* **Task to complete**: Write out the material again word for word, dropping any images it holds.

* **Given data**:
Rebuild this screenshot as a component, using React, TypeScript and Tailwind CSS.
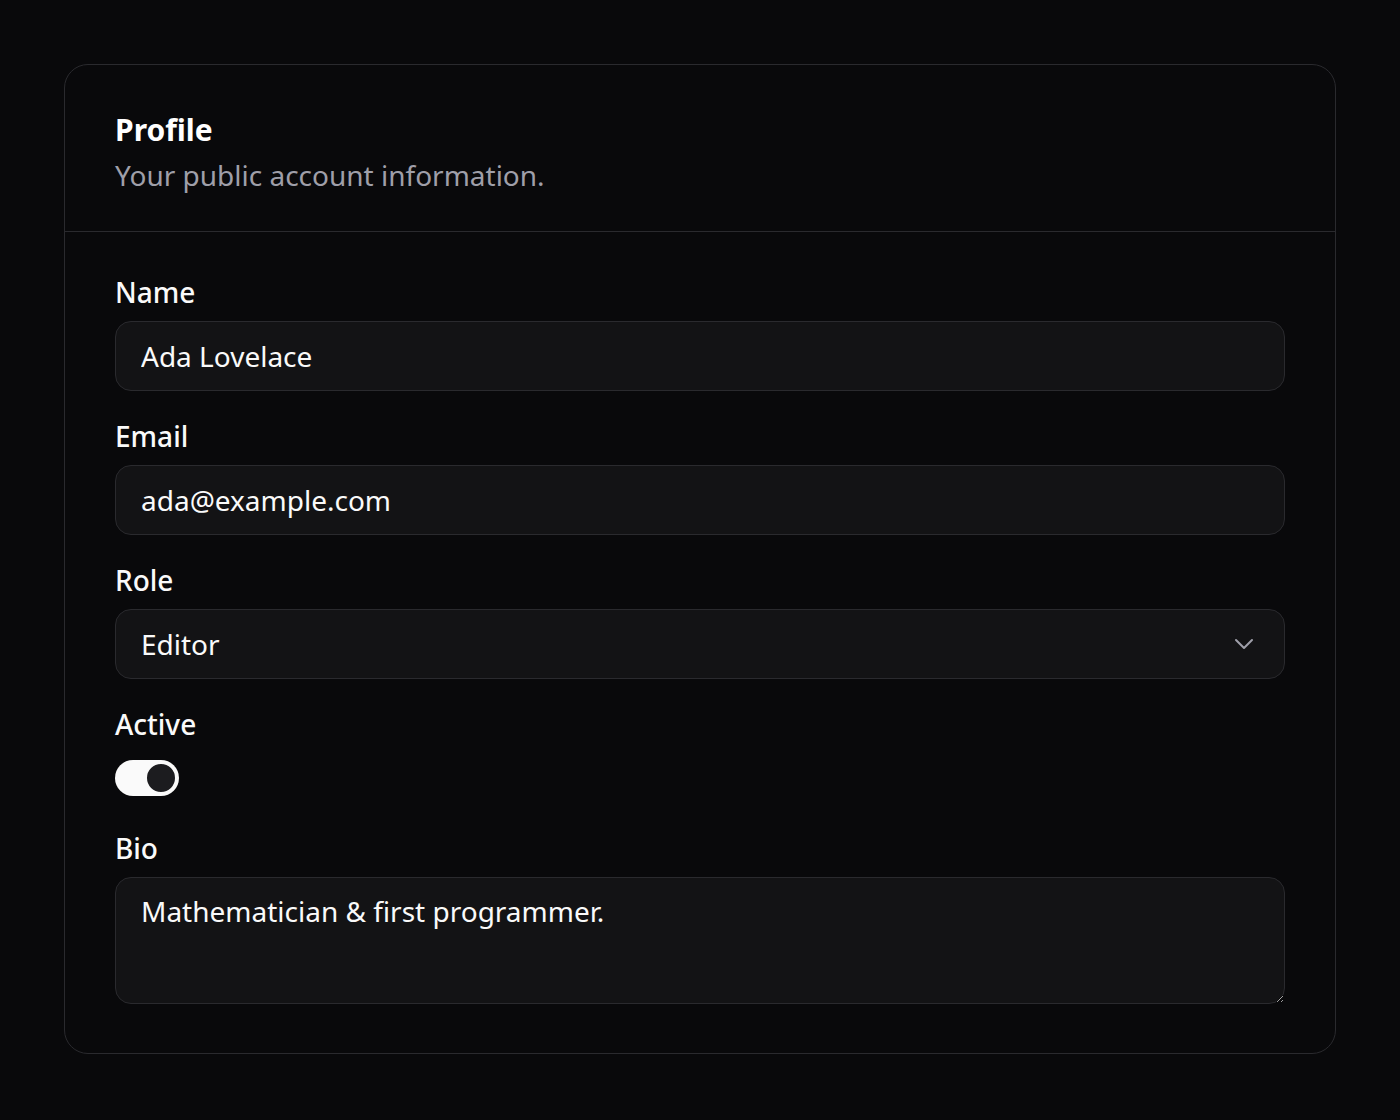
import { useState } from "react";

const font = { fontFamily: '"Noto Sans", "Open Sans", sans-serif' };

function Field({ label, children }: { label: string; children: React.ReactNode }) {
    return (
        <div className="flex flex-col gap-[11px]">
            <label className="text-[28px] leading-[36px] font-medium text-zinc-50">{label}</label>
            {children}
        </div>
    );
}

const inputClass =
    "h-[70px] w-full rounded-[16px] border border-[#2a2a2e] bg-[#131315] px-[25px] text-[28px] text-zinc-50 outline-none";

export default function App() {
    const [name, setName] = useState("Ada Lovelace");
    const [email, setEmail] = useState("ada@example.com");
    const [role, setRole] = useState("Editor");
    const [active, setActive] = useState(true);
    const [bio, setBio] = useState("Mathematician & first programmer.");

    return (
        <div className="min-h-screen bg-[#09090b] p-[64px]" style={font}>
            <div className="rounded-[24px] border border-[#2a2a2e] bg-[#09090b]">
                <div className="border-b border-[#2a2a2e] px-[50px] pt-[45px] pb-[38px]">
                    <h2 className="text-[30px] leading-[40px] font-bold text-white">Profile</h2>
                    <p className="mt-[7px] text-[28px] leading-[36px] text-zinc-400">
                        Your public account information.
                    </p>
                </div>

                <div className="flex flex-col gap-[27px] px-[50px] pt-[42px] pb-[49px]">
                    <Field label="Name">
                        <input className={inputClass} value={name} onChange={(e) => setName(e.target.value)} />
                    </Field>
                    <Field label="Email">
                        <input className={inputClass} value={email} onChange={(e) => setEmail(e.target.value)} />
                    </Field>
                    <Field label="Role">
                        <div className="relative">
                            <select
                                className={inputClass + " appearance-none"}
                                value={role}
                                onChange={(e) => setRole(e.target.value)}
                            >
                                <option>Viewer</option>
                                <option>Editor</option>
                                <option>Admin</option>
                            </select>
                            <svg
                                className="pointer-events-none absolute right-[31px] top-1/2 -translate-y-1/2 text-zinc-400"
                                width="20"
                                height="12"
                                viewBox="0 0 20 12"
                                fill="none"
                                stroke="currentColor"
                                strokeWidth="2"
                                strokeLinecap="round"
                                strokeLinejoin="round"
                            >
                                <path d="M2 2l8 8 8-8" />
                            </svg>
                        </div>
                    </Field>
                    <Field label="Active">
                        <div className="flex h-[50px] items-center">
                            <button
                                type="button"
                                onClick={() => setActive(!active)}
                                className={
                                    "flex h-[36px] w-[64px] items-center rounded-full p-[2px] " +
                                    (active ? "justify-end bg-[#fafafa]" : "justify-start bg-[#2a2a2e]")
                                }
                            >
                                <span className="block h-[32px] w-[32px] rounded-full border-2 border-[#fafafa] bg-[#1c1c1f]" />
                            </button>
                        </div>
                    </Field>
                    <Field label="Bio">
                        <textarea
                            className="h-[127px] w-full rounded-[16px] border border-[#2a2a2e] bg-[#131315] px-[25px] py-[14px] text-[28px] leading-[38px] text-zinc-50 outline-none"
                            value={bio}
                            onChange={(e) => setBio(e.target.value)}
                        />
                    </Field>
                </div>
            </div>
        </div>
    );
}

* **Expected answer**:
Rebuild this screenshot as a component, using React, TypeScript and Tailwind CSS.
import { useState } from "react";

const font = { fontFamily: '"Noto Sans", "Open Sans", sans-serif' };

function Field({ label, children }: { label: string; children: React.ReactNode }) {
    return (
        <div className="flex flex-col gap-[11px]">
            <label className="text-[28px] leading-[36px] font-medium text-zinc-50">{label}</label>
            {children}
        </div>
    );
}

const inputClass =
    "h-[70px] w-full rounded-[16px] border border-[#2a2a2e] bg-[#131315] px-[25px] text-[28px] text-zinc-50 outline-none";

export default function App() {
    const [name, setName] = useState("Ada Lovelace");
    const [email, setEmail] = useState("ada@example.com");
    const [role, setRole] = useState("Editor");
    const [active, setActive] = useState(true);
    const [bio, setBio] = useState("Mathematician & first programmer.");

    return (
        <div className="min-h-screen bg-[#09090b] p-[64px]" style={font}>
            <div className="rounded-[24px] border border-[#2a2a2e] bg-[#09090b]">
                <div className="border-b border-[#2a2a2e] px-[50px] pt-[45px] pb-[38px]">
                    <h2 className="text-[30px] leading-[40px] font-bold text-white">Profile</h2>
                    <p className="mt-[7px] text-[28px] leading-[36px] text-zinc-400">
                        Your public account information.
                    </p>
                </div>

                <div className="flex flex-col gap-[27px] px-[50px] pt-[42px] pb-[49px]">
                    <Field label="Name">
                        <input className={inputClass} value={name} onChange={(e) => setName(e.target.value)} />
                    </Field>
                    <Field label="Email">
                        <input className={inputClass} value={email} onChange={(e) => setEmail(e.target.value)} />
                    </Field>
                    <Field label="Role">
                        <div className="relative">
                            <select
                                className={inputClass + " appearance-none"}
                                value={role}
                                onChange={(e) => setRole(e.target.value)}
                            >
                                <option>Viewer</option>
                                <option>Editor</option>
                                <option>Admin</option>
                            </select>
                            <svg
                                className="pointer-events-none absolute right-[31px] top-1/2 -translate-y-1/2 text-zinc-400"
                                width="20"
                                height="12"
                                viewBox="0 0 20 12"
                                fill="none"
                                stroke="currentColor"
                                strokeWidth="2"
                                strokeLinecap="round"
                                strokeLinejoin="round"
                            >
                                <path d="M2 2l8 8 8-8" />
                            </svg>
                        </div>
                    </Field>
                    <Field label="Active">
                        <div className="flex h-[50px] items-center">
                            <button
                                type="button"
                                onClick={() => setActive(!active)}
                                className={
                                    "flex h-[36px] w-[64px] items-center rounded-full p-[2px] " +
                                    (active ? "justify-end bg-[#fafafa]" : "justify-start bg-[#2a2a2e]")
                                }
                            >
                                <span className="block h-[32px] w-[32px] rounded-full border-2 border-[#fafafa] bg-[#1c1c1f]" />
                            </button>
                        </div>
                    </Field>
                    <Field label="Bio">
                        <textarea
                            className="h-[127px] w-full rounded-[16px] border border-[#2a2a2e] bg-[#131315] px-[25px] py-[14px] text-[28px] leading-[38px] text-zinc-50 outline-none"
                            value={bio}
                            onChange={(e) => setBio(e.target.value)}
                        />
                    </Field>
                </div>
            </div>
        </div>
    );
}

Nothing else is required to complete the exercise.